A Cirurgia de Paratireoide: Excisão do Adenoma
Uma vez confirmada a doença e localizada a glândula doente, a cirurgia é a opção terapêutica mais recomendada e curativa.
A cirurgia de paratireoide tem, na imensa maioria das vezes, uma recuperação rápida, com pouquíssimo tempo de internação e alta taxa de sucesso. Contudo, o sucesso cirúrgico depende de um elemento crucial que diferencia o procedimento: a dosagem de PTH em tempo real.
O Monitoramento do PTH Intraoperatório
A experiência do cirurgião é fundamental, mas ele não deve trabalhar às cegas. O uso da dosagem do Paratormônio (PTH) Intraoperatório é uma ferramenta que garante a certeza da cura antes do fim da cirurgia.
- O Protocolo: O médico colhe uma amostra de sangue no início do procedimento e outra após 10 a 15 minutos da remoção do adenoma suspeito.
- O Ponto de Corte: A cirurgia só é considerada curativa se houver uma queda significativa do PTH (geralmente uma queda de 50% ou mais em relação ao nível pré-remoção).
Lidando com Casos Desafiadores: Por Que o PTH Intraoperatório é Vital
Em cerca de $15\%$ dos pacientes, a doença pode envolver um segundo adenoma (doença multiglandular) que não apareceu nos exames de imagem iniciais.
- Cenário de Risco: O cirurgião remove o adenoma que foi visualizado na imagem, mas o PTH não cai no monitoramento intraoperatório.
- Ação Imediata: Se o PTH não cair, isso indica que há outro foco da doença (o segundo adenoma) ainda produzindo hormônio em excesso. Neste momento, o cirurgião deve suspender a alta e iniciar a busca pelas outras três glândulas paratireoides para encontrar o segundo foco e garantir que a cirurgia seja curativa.
Essa capacidade de confirmar a cura em tempo real torna a cirurgia moderna para hiperparatireoidismo extremamente eficaz, evitando que o paciente precise de uma segunda intervenção no futuro.

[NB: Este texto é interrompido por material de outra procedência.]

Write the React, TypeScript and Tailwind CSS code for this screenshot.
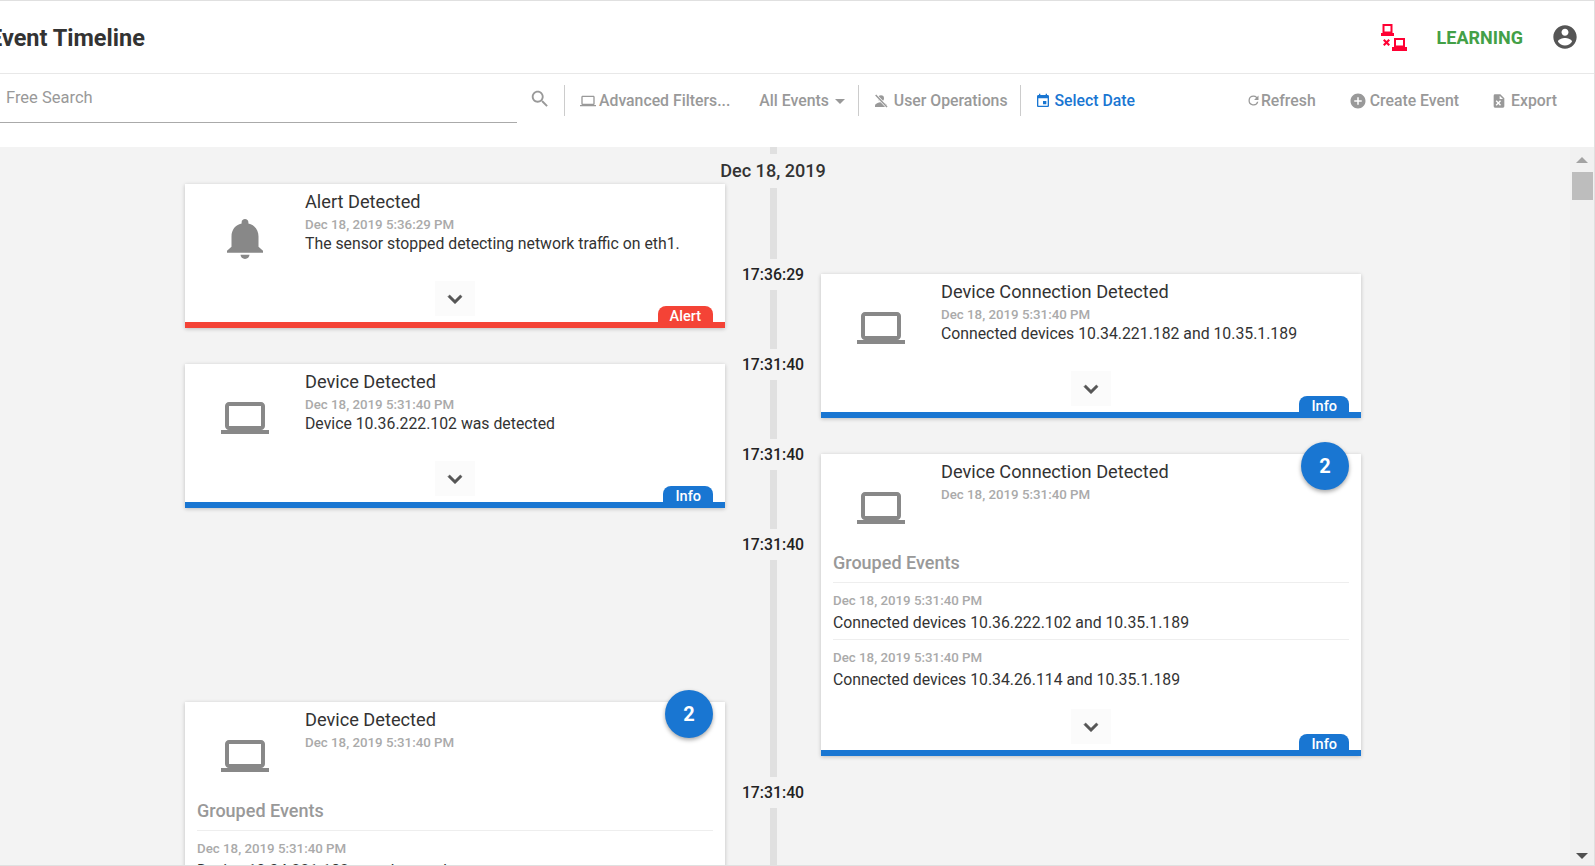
import type { ReactNode } from "react";

const rootFont = { fontFamily: "Roboto, sans-serif" };

function Laptop({ className }: { className: string }) {
  return (
    <svg viewBox="0 0 24 24" fill="currentColor" className={className}>
      <path d="M20 18c1.1 0 1.99-.9 1.99-2L22 6c0-1.1-.9-2-2-2H4c-1.1 0-2 .9-2 2v10c0 1.1.9 2 2 2H0v2h24v-2h-4zM4 6h16v10H4V6z" />
    </svg>
  );
}

function Bell() {
  return (
    <svg viewBox="0 0 24 24" fill="currentColor" preserveAspectRatio="none" className="w-[54px] h-[49px] text-[#888]">
      <path d="M12 22c1.1 0 2-.9 2-2h-4c0 1.1.89 2 2 2zm6-6v-5c0-3.07-1.64-5.64-4.5-6.32V4c0-.83-.67-1.5-1.5-1.5s-1.5.67-1.5 1.5v.68C7.63 5.36 6 7.92 6 11v5l-2 2v1h16v-1l-2-2z" />
    </svg>
  );
}

function Chevron() {
  return (
    <div className="w-10 h-[35px] bg-[#fbfbfb] flex items-center justify-center">
      <svg viewBox="0 0 24 24" fill="#555" className="w-7 h-7">
        <path d="M16.59 8.59 12 13.17 7.41 8.59 6 10l6 6 6-6z" stroke="#555" strokeWidth="0.6" />
      </svg>
    </div>
  );
}

function ToolButton({ icon, label, className }: { icon: ReactNode; label: string; className: string }) {
  return (
    <div className={`flex items-center mt-[-2px] text-[15.8px] font-medium text-[#999] ${className}`}>
      {icon}
      <span>{label}</span>
    </div>
  );
}

function Separator() {
  return <div className="w-px h-[31px] bg-[#ccc] mt-[-3px]" />;
}

function Header() {
  return (
    <header className="h-[73px] shrink-0 border-b border-[#e8e8e8] flex items-center overflow-hidden">
      <h1 className="ml-[-11px] text-[23.5px] font-bold text-[#333] whitespace-nowrap mt-[4px]">Event Timeline</h1>
      <div className="ml-auto flex items-center">
        {/* Sensor disconnected */}
        <svg viewBox="0 0 26 27" className="w-[26px] h-[27px]" fill="#ff0033">
          <path d="M2.5 1h8v7.5h-8z" fill="none" stroke="#ff0033" strokeWidth="2" />
          <path d="M0 9h13v3H0z" />
          <path d="M14 15h9v7.5h-9z" fill="none" stroke="#ff0033" strokeWidth="2" />
          <path d="M11 23h15v4H11z" />
          <path d="M2 16.5 3.5 15 5.5 17 7.5 15 9 16.5 7 18.5 9 20.5 7.5 22 5.5 20 3.5 22 2 20.5 4 18.5z" />
        </svg>
        <span className="ml-[30px] text-[18px] font-bold text-[#43a047]">LEARNING</span>
        <svg viewBox="0 0 24 24" fill="#555" className="ml-[28px] mr-[15px] w-[28px] h-[28px]">
          <path d="M12 2C6.48 2 2 6.48 2 12s4.48 10 10 10 10-4.48 10-10S17.52 2 12 2zm0 3c1.66 0 3 1.34 3 3s-1.34 3-3 3-3-1.34-3-3 1.34-3 3-3zm0 14.2c-2.5 0-4.71-1.28-6-3.22.03-1.99 4-3.08 6-3.08 1.99 0 5.97 1.09 6 3.08-1.29 1.94-3.5 3.22-6 3.22z" />
        </svg>
      </div>
    </header>
  );
}

function Toolbar() {
  return (
    <div className="h-[73px] shrink-0 flex items-center">
      <div className="w-[517px] h-[48px] mt-[-24px] border-b border-[#aaa] flex items-center pl-[6px] text-[16.5px] text-[#999] shrink-0">
        <span>Free Search</span>
      </div>
      <svg viewBox="0 0 24 24" fill="#999" className="ml-[12px] mt-[-23px] w-[22px] h-[22px] shrink-0">
        <path d="M15.5 14h-.79l-.28-.27C15.41 12.59 16 11.11 16 9.5 16 5.91 13.09 3 9.5 3S3 5.91 3 9.5 5.91 16 9.5 16c1.61 0 3.09-.59 4.23-1.57l.27.28v.79l5 4.99L20.49 19l-4.99-5zm-6 0C7.01 14 5 11.99 5 9.5S7.01 5 9.5 5 14 7.01 14 9.5 11.99 14 9.5 14z" />
      </svg>
      <div className="ml-[13px] mt-[-18px] flex items-center">
        <Separator />
        <ToolButton
          className="ml-[15px]"
          label="Advanced Filters..."
          icon={<Laptop className="w-4 h-4 mr-[3px] text-[#999]" />}
        />
        <ToolButton className="ml-[29px]" label="All Events" icon={null} />
        <svg viewBox="0 0 10 5" fill="#999" className="ml-[6px] w-[10px] h-[5px]">
          <path d="M0 0h10L5 5z" />
        </svg>
        <div className="ml-[13px]">
          <Separator />
        </div>
        <ToolButton
          className="ml-[14px]"
          label="User Operations"
          icon={
            <svg viewBox="0 0 24 24" fill="#999" className="w-[16px] h-[16px] mr-[5px]">
              <circle cx="12" cy="8" r="4.5" />
              <path d="M3 21v-2c0-3 5.5-5 9-5s9 2 9 5v2z" />
              <path d="M4 3l17 18" stroke="#fff" strokeWidth="4" />
              <path d="M4 3l17 18" stroke="#999" strokeWidth="2.2" />
            </svg>
          }
        />
        <div className="ml-[12px]">
          <Separator />
        </div>
        <ToolButton
          className="ml-[14px] !text-[#1976d2]"
          label="Select Date"
          icon={
            <svg viewBox="0 0 24 24" fill="#1976d2" className="w-4 h-4 mr-[4px]">
              <path d="M17 12h-5v5h5v-5zM16 1v2H8V1H6v2H5c-1.11 0-1.99.9-1.99 2L3 19c0 1.1.89 2 2 2h14c1.1 0 2-.9 2-2V5c0-1.1-.9-2-2-2h-1V1h-2zm3 18H5V8h14v11z" />
            </svg>
          }
        />
      </div>
      <div className="ml-auto mr-[37px] mt-[-18px] flex items-center">
        <ToolButton
          className=""
          label="Refresh"
          icon={
            <svg viewBox="0 0 24 24" fill="#999" className="w-[15px] h-[15px]">
              <path d="M17.65 6.35A7.96 7.96 0 0 0 12 4a8 8 0 1 0 7.73 10h-2.08A6 6 0 1 1 12 6c1.66 0 3.14.69 4.22 1.78L13 11h7V4z" />
            </svg>
          }
        />
        <ToolButton
          className="ml-[33px]"
          label="Create Event"
          icon={
            <svg viewBox="0 0 24 24" fill="#999" className="w-[18px] h-[18px] mr-[3px]">
              <path d="M12 2C6.48 2 2 6.48 2 12s4.48 10 10 10 10-4.48 10-10S17.52 2 12 2zm5 11h-4v4h-2v-4H7v-2h4V7h2v4h4v2z" />
            </svg>
          }
        />
        <ToolButton
          className="ml-[32px]"
          label="Export"
          icon={
            <svg viewBox="0 0 24 24" fill="#999" className="w-[16px] h-[16px] mr-[4px]">
              <path fillRule="evenodd" d="M6 2h8l6 6v12a2 2 0 0 1-2 2H6a2 2 0 0 1-2-2V4a2 2 0 0 1 2-2zm7 2v5h5zM8.5 11 7 12.5 9.5 15 7 17.5 8.5 19l2.5-2.5 2.5 2.5 1.5-1.5-2.5-2.5 2.5-2.5-1.5-1.5-2.5 2.5z" />
            </svg>
          }
        />
      </div>
    </div>
  );
}

type Level = "Alert" | "Info";

interface GroupedItem {
  date: string;
  text: string;
}

interface EventCardProps {
  title: string;
  date: string;
  text?: string;
  icon: ReactNode;
  level: Level;
  count?: number;
  grouped?: GroupedItem[];
  className?: string;
}

function EventCard({ title, date, text, icon, level, count, grouped, className = "" }: EventCardProps) {
  const levelColor = level === "Alert" ? "bg-[#f44336]" : "bg-[#1976d2]";

  return (
    <div className={`relative w-[540px] bg-white shadow-[0_1px_4px_rgba(0,0,0,0.22)] ${className}`}>
      {count && (
        <div className="absolute right-[12px] top-[-12px] w-12 h-12 rounded-full bg-[#1976d2] text-white text-[20px] font-bold flex items-center justify-center shadow-[0_2px_4px_rgba(0,0,0,0.35)]">
          {count}
        </div>
      )}
      <div className="flex h-[97px]">
        <div className="w-[120px] shrink-0 flex items-start justify-center pt-[30px]">{icon}</div>
        <div className="flex-1 pt-[6px]">
          <div className="text-[18.2px] leading-[24px] text-[#333]">{title}</div>
          <div className="text-[13.3px] leading-[18px] mt-[2px] font-medium text-[#aaa]">{date}</div>
          {text && <div className="text-[15.8px] leading-[20px] text-[#333]">{text}</div>}
        </div>
      </div>
      {grouped && (
        <div className="px-[12px] pb-[12px]">
          <div className="text-[18px] leading-[24px] font-medium text-[#999] pb-[7px] border-b border-[#eee]">Grouped Events</div>
          {grouped.map((g, i) => (
            <div key={i} className={`pt-[9px] h-[57px] ${i < grouped.length - 1 ? "border-b border-[#eee]" : ""}`}>
              <div className="text-[13.3px] leading-[18px] font-medium text-[#aaa]">{g.date}</div>
              <div className="text-[15.8px] leading-[20px] mt-[3px] text-[#333]">{g.text}</div>
            </div>
          ))}
        </div>
      )}
      <div className="flex justify-center">
        <Chevron />
      </div>
      <div className={`h-[6px] mt-[6px] relative ${levelColor}`}>
        <div className={`absolute right-[12px] bottom-full h-[16px] px-[12px] rounded-t-[8px] text-white text-[14.5px] leading-[21px] font-medium ${levelColor}`}>
          {level}
        </div>
      </div>
    </div>
  );
}

function LineSegment({ className }: { className: string }) {
  return <div className={`w-[7px] bg-[#e0e0e0] mx-auto shrink-0 ${className}`} />;
}

function TimeLabel({ children }: { children: string }) {
  return <div className="h-[31px] shrink-0 flex items-center justify-center text-[15.8px] font-medium text-[#222]">{children}</div>;
}

function Timeline() {
  const deviceIcon = <Laptop className="w-12 h-12 text-[#888]" />;
  const when = "Dec 18, 2019 5:31:40 PM";

  return (
    <div className="flex-1 flex min-w-0 overflow-hidden pl-[185px] items-start">
      {/* Left column */}
      <div className="w-[540px] shrink-0 pt-[37px]">
        <EventCard
          title="Alert Detected"
          date="Dec 18, 2019 5:36:29 PM"
          text="The sensor stopped detecting network traffic on eth1."
          icon={<Bell />}
          level="Alert"
        />
        <EventCard
          className="mt-[36px]"
          title="Device Detected"
          date={when}
          text="Device 10.36.222.102 was detected"
          icon={deviceIcon}
          level="Info"
        />
        <EventCard
          className="mt-[194px]"
          title="Device Detected"
          date={when}
          icon={deviceIcon}
          count={2}
          level="Info"
          grouped={[
            { date: when, text: "Device 10.34.221.182 was detected" },
            { date: when, text: "Device 10.35.1.189 was detected" },
          ]}
        />
      </div>

      {/* Center line */}
      <div className="w-[96px] shrink-0 h-[718px] flex flex-col">
        <LineSegment className="h-[7px]" />
        <div className="h-[34px] shrink-0 flex items-center justify-center text-[18.1px] font-medium text-[#333] whitespace-nowrap">Dec 18, 2019</div>
        <LineSegment className="h-[71px]" />
        <TimeLabel>17:36:29</TimeLabel>
        <LineSegment className="h-[59px]" />
        <TimeLabel>17:31:40</TimeLabel>
        <LineSegment className="h-[59px]" />
        <TimeLabel>17:31:40</TimeLabel>
        <LineSegment className="h-[59px]" />
        <TimeLabel>17:31:40</TimeLabel>
        <LineSegment className="h-[217px]" />
        <TimeLabel>17:31:40</TimeLabel>
        <LineSegment className="flex-1" />
      </div>

      {/* Right column */}
      <div className="w-[540px] shrink-0 pt-[127px]">
        <EventCard
          title="Device Connection Detected"
          date={when}
          text="Connected devices 10.34.221.182 and 10.35.1.189"
          icon={deviceIcon}
          level="Info"
        />
        <EventCard
          className="mt-[36px]"
          title="Device Connection Detected"
          date={when}
          icon={deviceIcon}
          count={2}
          level="Info"
          grouped={[
            { date: when, text: "Connected devices 10.36.222.102 and 10.35.1.189" },
            { date: when, text: "Connected devices 10.34.26.114 and 10.35.1.189" },
          ]}
        />
      </div>
    </div>
  );
}

function Scrollbar() {
  return (
    <div className="w-[24px] shrink-0 bg-[#f1f1f1] flex flex-col items-center pt-[10px] pb-[6px]">
      <div className="w-0 h-0 border-x-[6px] border-x-transparent border-b-[6px] border-b-[#a3a3a3] mr-[1px]" />
      <div className="w-[21px] h-[28px] bg-[#bdbdbd] mt-[9px]" />
      <div className="w-0 h-0 border-x-[6px] border-x-transparent border-t-[6px] border-t-[#505050] mr-[1px] mt-auto" />
    </div>
  );
}

export default function App() {
  return (
    <div style={rootFont} className="w-[1595px] h-[866px] overflow-hidden bg-white flex flex-col border-t border-r border-b border-[#e0e0e0]">
      <Header />
      <Toolbar />
      <div className="flex-1 min-h-0 flex bg-[#f3f3f3]">
        <Timeline />
        <Scrollbar />
      </div>
    </div>
  );
}
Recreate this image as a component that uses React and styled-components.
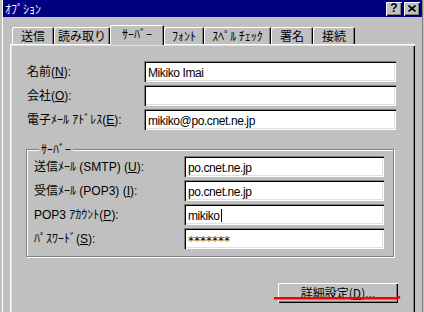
import React from "react";
import styled, { createGlobalStyle } from "styled-components";

const Global = createGlobalStyle`
  html, body { margin: 0; padding: 0; background: #c0c0c0; }
  body { font-family: "Liberation Sans", "Noto Sans CJK JP", sans-serif; font-size: 12px; color: #000; }
  * { box-sizing: border-box; }
`;

const Window = styled.div`
  position: relative;
  width: 424px;
  height: 312px;
  overflow: hidden;
  background: #c0c0c0;
  padding: 0 2px 0 3px;
  box-shadow: inset 2px 0 0 #c0c0c0, inset 3px 0 0 #fff, inset -1px 0 0 #c0c0c0, inset -2px 0 0 #808080;
`;

const TitleBar = styled.div`
  height: 17px;
  background: #000080;
  display: flex;
  align-items: center;
  padding: 0 2px 0 2px;
`;

const TitleText = styled.span`
  flex: 1;
  color: #fff;
  font-size: 12px;
  line-height: 17px;
  font-family: "Noto Sans CJK JP", sans-serif;
`;

const TitleButtons = styled.div`
  display: flex;
  gap: 2px;
`;

const TitleButton = styled.div`
  width: 16px;
  height: 14px;
  background: #c0c0c0;
  box-shadow: inset 1px 1px 0 #fff, inset -1px -1px 0 #000, inset -2px -2px 0 #808080;
  display: flex;
  align-items: center;
  justify-content: center;
  font-family: "Liberation Sans", sans-serif;
  font-weight: bold;
  font-size: 12px;
  line-height: 12px;
  color: #000;
  padding-bottom: 1px;
`;

const Body = styled.div`
  padding: 8px 7px 0 7px;
`;

const TabStrip = styled.div`
  display: flex;
  align-items: flex-end;
  height: 19px;
  padding-left: 2px;
`;

const Tab = styled.div`
  position: relative;
  z-index: ${(p) => (p.$active ? 2 : 1)};
  width: ${(p) => p.$w}px;
  height: ${(p) => (p.$active ? 20 : 17)}px;
  margin-bottom: ${(p) => (p.$active ? -1 : 0)}px;
  background: #c0c0c0;
  border-radius: 2px 2px 0 0;
  box-shadow: inset 1px 1px 0 #fff, inset -1px 0 0 #000, inset -2px 0 0 #808080;
  display: flex;
  align-items: ${(p) => (p.$active ? "flex-start" : "center")};
  justify-content: center;
  padding-top: ${(p) => (p.$active ? 2 : 1)}px;
  font-family: "Noto Sans CJK JP", sans-serif;
  font-size: 12px;
  line-height: 14px;
  white-space: nowrap;
`;

const Panel = styled.div`
  width: 405px;
  height: 300px;
  background: #c0c0c0;
  box-shadow: inset 1px 1px 0 #fff, inset 2px 2px 0 #dfdfdf, inset -1px 0 0 #000, inset -2px 0 0 #808080;
  padding: 17px 17px 0 17px;
`;

const FormGrid = styled.div`
  display: grid;
  grid-template-columns: ${(p) => p.$label}px ${(p) => p.$field}px;
  grid-auto-rows: 21px;
  row-gap: 3px;
  align-items: center;
`;

const Label = styled.label`
  font-family: "Liberation Sans", "Noto Sans CJK JP", sans-serif;
  font-size: 12px;
  line-height: 14px;
  white-space: nowrap;
  u { text-decoration: underline; text-underline-offset: 1px; }
`;

const Field = styled.div`
  height: 21px;
  background: #fff;
  box-shadow: inset 1px 1px 0 #808080, inset 2px 2px 0 #000, inset -1px -1px 0 #fff, inset -2px -2px 0 #dfdfdf;
  padding: 2px 2px 0 4px;
  display: flex;
  align-items: center;
  font-family: "Liberation Sans", sans-serif;
  font-size: 12px;
  letter-spacing: -0.4px;
  line-height: 14px;
  white-space: nowrap;
  overflow: hidden;
`;

const Secret = styled.span`
  font-family: "DejaVu Sans", sans-serif;
  font-size: 12px;
  letter-spacing: 0px;
  padding-top: 3px;
`;

const Caret = styled.span`
  display: inline-block;
  width: 1px;
  height: 13px;
  background: #000;
  margin-left: 1px;
`;

const Group = styled.fieldset`
  margin: 13px 0 0 -1px;
  width: 368px;
  padding: 1px 9px 7px 7px;
  border: 1px solid #808080;
  box-shadow: inset 1px 1px 0 #fff, 1px 1px 0 #fff;
  min-inline-size: 0;
`;

const Legend = styled.legend`
  margin-left: 5px;
  padding: 0 2px;
  background: #c0c0c0;
  font-family: "Noto Sans CJK JP", sans-serif;
  font-size: 12px;
  line-height: 12px;
`;

const ButtonRow = styled.div`
  display: flex;
  justify-content: flex-end;
  margin-top: 26px;
`;

const Button = styled.div`
  width: 120px;
  height: 20px;
  background: #c0c0c0;
  box-shadow: inset 1px 1px 0 #fff, inset -1px -1px 0 #000, inset -2px -2px 0 #808080;
  display: flex;
  align-items: center;
  justify-content: center;
  font-family: "Noto Sans CJK JP", sans-serif;
  font-size: 12px;
  line-height: 14px;
  u { text-decoration: underline; text-underline-offset: 1px; }
`;

const RedMark = styled.svg`
  position: absolute;
  left: 274px;
  top: 295px;
  width: 128px;
  height: 6px;
  pointer-events: none;
`;

const tabs = [
  { t: "送信", w: 42 },
  { t: "読み取り", w: 56 },
  { t: "ｻｰﾊﾞｰ", w: 54, active: true },
  { t: "ﾌｫﾝﾄ", w: 40 },
  { t: "ｽﾍﾟﾙ ﾁｪｯｸ", w: 67 },
  { t: "署名", w: 42 },
  { t: "接続", w: 42 },
];

export default function App() {
  return (
    <>
      <Global />
      <Window>
        <TitleBar>
          <TitleText>ｵﾌﾟｼｮﾝ</TitleText>
          <TitleButtons>
            <TitleButton>?</TitleButton>
            <TitleButton>
              <svg width="8" height="7" viewBox="0 0 8 7">
                <path d="M0.5 0.5 L7.5 6.5 M7.5 0.5 L0.5 6.5" stroke="#000" strokeWidth="1.6" />
              </svg>
            </TitleButton>
          </TitleButtons>
        </TitleBar>
        <Body>
          <TabStrip>
            {tabs.map((tb) => (
              <Tab key={tb.t} $w={tb.w} $active={tb.active}>
                {tb.t}
              </Tab>
            ))}
          </TabStrip>
          <Panel>
            <FormGrid $label={117} $field={252}>
              <Label>名前(<u>N</u>):</Label>
              <Field>Mikiko Imai</Field>
              <Label>会社(<u>O</u>):</Label>
              <Field />
              <Label>電子ﾒｰﾙ ｱﾄﾞﾚｽ(<u>E</u>):</Label>
              <Field>mikiko@po.cnet.ne.jp</Field>
            </FormGrid>
            <Group>
              <Legend>ｻｰﾊﾞｰ</Legend>
              <FormGrid $label={150} $field={200}>
                <Label>送信ﾒｰﾙ (SMTP) (<u>U</u>):</Label>
                <Field>po.cnet.ne.jp</Field>
                <Label>受信ﾒｰﾙ (POP3) (<u>I</u>):</Label>
                <Field>po.cnet.ne.jp</Field>
                <Label>POP3 ｱｶｳﾝﾄ(<u>P</u>):</Label>
                <Field>
                  mikiko<Caret />
                </Field>
                <Label>ﾊﾟｽﾜｰﾄﾞ(<u>S</u>):</Label>
                <Field>
                  <Secret>*******</Secret>
                </Field>
              </FormGrid>
            </Group>
            <ButtonRow>
              <Button>
                詳細設定(<u>D</u>)...
              </Button>
            </ButtonRow>
          </Panel>
        </Body>
        <RedMark viewBox="0 0 128 6">
          <path d="M0 3.2 H123 L126 1.8" stroke="#ff0000" strokeWidth="2.6" fill="none" />
        </RedMark>
      </Window>
    </>
  );
}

O diagnóstico de hiperparatireoidismo pode ser complexo, mas o tratamento cirúrgico é rápido, objetivo e, na maioria dos casos, curativo. O segredo está na investigação adequada (localização) e na execução técnica (monitoramento intraoperatório).
Se você foi diagnosticado, procure um especialista com experiência em toda a cadeia de tratamento, desde a interpretação dos exames de imagem específicos até a técnica cirúrgica com dosagem de PTH intraoperatória.
Aviso Legal: Este artigo foi escrito com o objetivo de educar e informar, apresentando a visão de um especialista na área. As informações contidas aqui são baseadas em diretrizes médicas e na experiência clínica do Dr. Erivelto Volpi, mas
não substituem em hipótese alguma a consulta médica presencial ou a avaliação especializada. A sua conduta de tratamento deve ser definida individualmente, após a análise completa do seu histórico, exame físico e exames complementares.